O texto citado define discriminação como “toda forma de distinção, restrição ou exclusão, por ação ou omissão, que tenha o propósito ou o efeito de prejudicar, impedir ou anular o reconhecimento ou exercício dos direitos das liberdades fundamentais da pessoa com deficiência, incluindo a recusa de adaptações razoáveis e de fornecimento de tecnologias assistivas”.

“Ou seja, isso quer dizer que as escolas precisam se adaptar e se ajustar às necessidades das pessoas com deficiência, e não o inverso, como se caracterizou no caso denunciado”, resumiu a pedagoga.

A conduta ainda está em desacordo com outras orientações, como do Estatuto da Criança e do Alescente (ECA), que prevê o direito à educação, e das Diretrizes Nacionais para educação de alunos que apresentem necessidades educacionais especiais, que afirmam que o atendimento escolar deve assegurar os serviços de educação especial sempre que se evidencie a necessidade, e que cabe aos sistemas de ensino organizar-se para tal.

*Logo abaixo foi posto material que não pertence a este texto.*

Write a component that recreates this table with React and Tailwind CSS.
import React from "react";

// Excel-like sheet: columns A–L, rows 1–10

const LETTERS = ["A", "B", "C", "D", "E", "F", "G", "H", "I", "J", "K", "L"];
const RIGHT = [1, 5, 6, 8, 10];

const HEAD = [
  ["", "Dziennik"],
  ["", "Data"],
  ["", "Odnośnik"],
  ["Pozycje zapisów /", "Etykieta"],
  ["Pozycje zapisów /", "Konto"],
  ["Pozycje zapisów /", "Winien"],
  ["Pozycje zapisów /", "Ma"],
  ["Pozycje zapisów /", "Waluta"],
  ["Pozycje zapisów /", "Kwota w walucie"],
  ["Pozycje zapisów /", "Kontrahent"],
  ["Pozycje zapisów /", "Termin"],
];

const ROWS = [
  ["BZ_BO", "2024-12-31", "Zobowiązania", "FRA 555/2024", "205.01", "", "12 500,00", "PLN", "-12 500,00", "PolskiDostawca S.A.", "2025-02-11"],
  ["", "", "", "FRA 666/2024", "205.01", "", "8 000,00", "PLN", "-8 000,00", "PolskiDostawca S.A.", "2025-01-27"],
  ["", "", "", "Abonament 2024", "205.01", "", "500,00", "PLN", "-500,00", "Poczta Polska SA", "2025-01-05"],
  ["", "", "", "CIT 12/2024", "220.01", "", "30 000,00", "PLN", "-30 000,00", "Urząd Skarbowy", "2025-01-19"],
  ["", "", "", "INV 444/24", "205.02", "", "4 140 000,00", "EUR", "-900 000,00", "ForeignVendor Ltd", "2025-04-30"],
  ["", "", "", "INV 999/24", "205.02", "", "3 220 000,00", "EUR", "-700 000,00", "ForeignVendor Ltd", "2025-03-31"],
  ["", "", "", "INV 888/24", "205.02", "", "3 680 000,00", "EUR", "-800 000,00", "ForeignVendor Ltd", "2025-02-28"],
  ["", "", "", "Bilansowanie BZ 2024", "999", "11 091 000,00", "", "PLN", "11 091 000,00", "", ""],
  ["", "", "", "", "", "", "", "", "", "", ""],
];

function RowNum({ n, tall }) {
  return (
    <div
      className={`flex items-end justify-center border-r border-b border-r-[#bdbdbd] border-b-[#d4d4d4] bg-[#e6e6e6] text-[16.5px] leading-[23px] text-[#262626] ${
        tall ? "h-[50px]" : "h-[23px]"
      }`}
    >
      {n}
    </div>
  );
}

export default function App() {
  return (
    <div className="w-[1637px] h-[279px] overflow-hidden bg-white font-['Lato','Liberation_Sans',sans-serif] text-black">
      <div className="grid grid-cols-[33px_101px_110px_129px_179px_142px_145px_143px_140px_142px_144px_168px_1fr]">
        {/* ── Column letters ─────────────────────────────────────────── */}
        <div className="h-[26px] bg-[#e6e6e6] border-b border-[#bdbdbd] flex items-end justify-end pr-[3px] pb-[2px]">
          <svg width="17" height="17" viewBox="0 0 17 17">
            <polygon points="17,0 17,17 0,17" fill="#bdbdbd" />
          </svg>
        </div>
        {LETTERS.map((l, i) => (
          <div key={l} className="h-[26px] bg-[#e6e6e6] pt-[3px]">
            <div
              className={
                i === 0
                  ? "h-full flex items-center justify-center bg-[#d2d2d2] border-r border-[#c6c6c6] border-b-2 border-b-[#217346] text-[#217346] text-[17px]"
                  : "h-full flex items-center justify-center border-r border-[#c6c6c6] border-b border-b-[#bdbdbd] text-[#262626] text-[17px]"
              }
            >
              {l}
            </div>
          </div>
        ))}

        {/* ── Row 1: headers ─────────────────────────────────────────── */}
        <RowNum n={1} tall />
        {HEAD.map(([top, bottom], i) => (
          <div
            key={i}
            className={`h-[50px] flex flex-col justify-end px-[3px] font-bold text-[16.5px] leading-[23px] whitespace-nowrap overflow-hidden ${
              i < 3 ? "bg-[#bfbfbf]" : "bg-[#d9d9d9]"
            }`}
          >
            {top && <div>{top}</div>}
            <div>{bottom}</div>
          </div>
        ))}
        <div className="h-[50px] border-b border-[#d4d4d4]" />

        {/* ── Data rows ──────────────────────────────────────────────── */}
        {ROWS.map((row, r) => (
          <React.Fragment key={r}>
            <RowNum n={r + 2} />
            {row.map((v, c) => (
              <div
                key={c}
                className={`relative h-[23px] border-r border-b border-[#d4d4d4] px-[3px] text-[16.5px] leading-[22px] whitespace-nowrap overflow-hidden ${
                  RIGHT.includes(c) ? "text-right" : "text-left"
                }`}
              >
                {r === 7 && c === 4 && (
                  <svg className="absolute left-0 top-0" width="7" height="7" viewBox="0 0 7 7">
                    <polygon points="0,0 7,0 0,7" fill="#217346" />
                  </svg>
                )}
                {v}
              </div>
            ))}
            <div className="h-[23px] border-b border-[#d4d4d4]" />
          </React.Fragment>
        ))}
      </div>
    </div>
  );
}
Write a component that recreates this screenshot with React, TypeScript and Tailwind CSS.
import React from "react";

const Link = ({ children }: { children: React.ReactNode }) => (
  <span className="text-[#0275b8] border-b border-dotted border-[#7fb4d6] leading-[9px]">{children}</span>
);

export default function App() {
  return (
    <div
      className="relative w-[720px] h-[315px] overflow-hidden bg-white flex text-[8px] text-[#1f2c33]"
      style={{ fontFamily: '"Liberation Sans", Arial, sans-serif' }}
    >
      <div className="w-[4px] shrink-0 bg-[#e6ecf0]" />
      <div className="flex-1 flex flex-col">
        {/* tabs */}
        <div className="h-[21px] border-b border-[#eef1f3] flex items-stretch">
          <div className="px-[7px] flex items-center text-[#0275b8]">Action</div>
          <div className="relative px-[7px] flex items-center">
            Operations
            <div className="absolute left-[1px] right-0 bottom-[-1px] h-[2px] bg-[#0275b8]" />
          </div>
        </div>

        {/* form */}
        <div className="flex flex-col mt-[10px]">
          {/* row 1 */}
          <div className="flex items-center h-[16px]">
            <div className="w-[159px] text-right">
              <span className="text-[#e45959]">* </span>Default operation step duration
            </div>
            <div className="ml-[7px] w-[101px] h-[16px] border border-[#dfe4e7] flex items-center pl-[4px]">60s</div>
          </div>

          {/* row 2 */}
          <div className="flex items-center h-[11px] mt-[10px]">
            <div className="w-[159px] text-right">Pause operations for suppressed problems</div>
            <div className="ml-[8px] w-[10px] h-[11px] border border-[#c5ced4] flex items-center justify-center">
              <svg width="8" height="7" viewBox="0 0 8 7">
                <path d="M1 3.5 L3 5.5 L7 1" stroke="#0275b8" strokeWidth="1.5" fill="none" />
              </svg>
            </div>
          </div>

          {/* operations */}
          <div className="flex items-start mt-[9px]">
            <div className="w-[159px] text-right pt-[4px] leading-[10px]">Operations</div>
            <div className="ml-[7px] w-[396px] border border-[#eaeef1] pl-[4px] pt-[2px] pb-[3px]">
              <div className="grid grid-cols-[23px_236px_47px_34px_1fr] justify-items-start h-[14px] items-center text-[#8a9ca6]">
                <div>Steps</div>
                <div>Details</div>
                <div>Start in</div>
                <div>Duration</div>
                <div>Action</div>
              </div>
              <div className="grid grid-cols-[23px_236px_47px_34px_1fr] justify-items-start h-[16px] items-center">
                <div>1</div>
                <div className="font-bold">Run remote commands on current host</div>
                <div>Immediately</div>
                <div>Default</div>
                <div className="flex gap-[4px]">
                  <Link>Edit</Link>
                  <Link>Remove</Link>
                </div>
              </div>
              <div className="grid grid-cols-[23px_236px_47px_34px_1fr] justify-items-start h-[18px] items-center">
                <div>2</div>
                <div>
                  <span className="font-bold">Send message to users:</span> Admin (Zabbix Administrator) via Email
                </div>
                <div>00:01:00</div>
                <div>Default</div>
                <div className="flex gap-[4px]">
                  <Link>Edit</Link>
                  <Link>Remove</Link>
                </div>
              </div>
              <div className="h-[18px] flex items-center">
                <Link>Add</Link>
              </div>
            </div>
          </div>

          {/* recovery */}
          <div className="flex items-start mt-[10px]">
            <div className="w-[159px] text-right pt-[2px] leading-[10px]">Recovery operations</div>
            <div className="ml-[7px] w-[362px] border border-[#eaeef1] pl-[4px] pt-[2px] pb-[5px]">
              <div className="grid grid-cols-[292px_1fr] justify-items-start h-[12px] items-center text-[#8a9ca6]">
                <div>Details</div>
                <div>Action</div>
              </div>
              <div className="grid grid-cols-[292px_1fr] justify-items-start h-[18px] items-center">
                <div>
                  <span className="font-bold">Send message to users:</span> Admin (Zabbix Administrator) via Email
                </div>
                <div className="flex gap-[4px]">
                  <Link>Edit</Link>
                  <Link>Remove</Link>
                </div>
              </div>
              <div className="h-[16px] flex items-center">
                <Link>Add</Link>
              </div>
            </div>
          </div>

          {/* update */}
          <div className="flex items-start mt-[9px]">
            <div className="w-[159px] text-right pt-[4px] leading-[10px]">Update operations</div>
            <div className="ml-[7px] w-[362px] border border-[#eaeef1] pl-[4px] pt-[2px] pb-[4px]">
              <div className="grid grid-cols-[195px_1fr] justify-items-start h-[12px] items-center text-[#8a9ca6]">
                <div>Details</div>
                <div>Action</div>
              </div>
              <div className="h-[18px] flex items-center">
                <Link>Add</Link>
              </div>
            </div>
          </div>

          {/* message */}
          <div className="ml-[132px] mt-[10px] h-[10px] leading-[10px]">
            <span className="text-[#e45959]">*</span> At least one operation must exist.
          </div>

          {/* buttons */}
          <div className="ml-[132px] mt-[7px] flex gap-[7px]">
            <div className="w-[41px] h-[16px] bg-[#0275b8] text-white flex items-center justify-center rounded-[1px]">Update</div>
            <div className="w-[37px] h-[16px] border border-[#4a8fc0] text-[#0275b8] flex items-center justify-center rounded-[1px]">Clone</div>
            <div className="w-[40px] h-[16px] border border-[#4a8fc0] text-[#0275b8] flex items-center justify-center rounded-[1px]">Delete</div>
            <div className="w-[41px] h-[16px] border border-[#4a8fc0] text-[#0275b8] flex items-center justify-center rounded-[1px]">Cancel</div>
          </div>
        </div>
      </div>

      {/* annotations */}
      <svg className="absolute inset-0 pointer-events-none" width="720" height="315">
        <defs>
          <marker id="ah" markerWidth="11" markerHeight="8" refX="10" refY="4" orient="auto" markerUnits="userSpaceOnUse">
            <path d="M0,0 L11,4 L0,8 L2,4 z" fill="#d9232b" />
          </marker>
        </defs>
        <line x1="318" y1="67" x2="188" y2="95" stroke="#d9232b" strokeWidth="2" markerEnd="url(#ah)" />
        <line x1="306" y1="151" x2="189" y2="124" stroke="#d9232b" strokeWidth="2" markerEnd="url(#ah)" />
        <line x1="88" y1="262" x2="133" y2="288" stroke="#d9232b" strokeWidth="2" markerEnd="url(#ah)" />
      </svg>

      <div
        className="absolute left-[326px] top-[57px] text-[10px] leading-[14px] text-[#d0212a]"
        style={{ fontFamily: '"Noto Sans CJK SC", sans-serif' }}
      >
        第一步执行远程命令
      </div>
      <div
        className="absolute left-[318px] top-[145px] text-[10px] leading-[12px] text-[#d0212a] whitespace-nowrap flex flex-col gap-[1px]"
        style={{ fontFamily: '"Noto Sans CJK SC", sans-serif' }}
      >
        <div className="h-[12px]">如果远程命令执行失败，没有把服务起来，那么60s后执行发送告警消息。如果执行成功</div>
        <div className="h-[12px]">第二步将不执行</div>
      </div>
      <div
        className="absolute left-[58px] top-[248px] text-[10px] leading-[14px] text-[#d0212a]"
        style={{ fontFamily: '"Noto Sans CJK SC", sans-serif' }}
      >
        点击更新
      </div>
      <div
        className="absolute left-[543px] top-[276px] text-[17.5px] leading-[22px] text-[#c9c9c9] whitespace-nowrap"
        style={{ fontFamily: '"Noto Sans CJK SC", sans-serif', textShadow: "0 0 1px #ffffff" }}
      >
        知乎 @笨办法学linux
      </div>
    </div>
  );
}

“Significa que essa inclusão não deve se limitar apenas à colocação da criança com deficiência na sala de aula do ensino regular. Esse aluno deve ser tratado de forma ampla, verificando e suprindo todas suas necessidades, garantindo sua efetiva educação, que envolve toda a escola, inclusive professores, funcionários, demais alunos, materiais didáticos, apoios e recursos educativos”, citou a pedagoga.

O QUE DIZ A PREFEITURA

A Prefeitura do Recife, por meio da Secretaria de Educação do Recife, foi procurada para se posicionar em relação ao caso. Até o fechamento da matéria, não houve resposta. O espaço está aberto.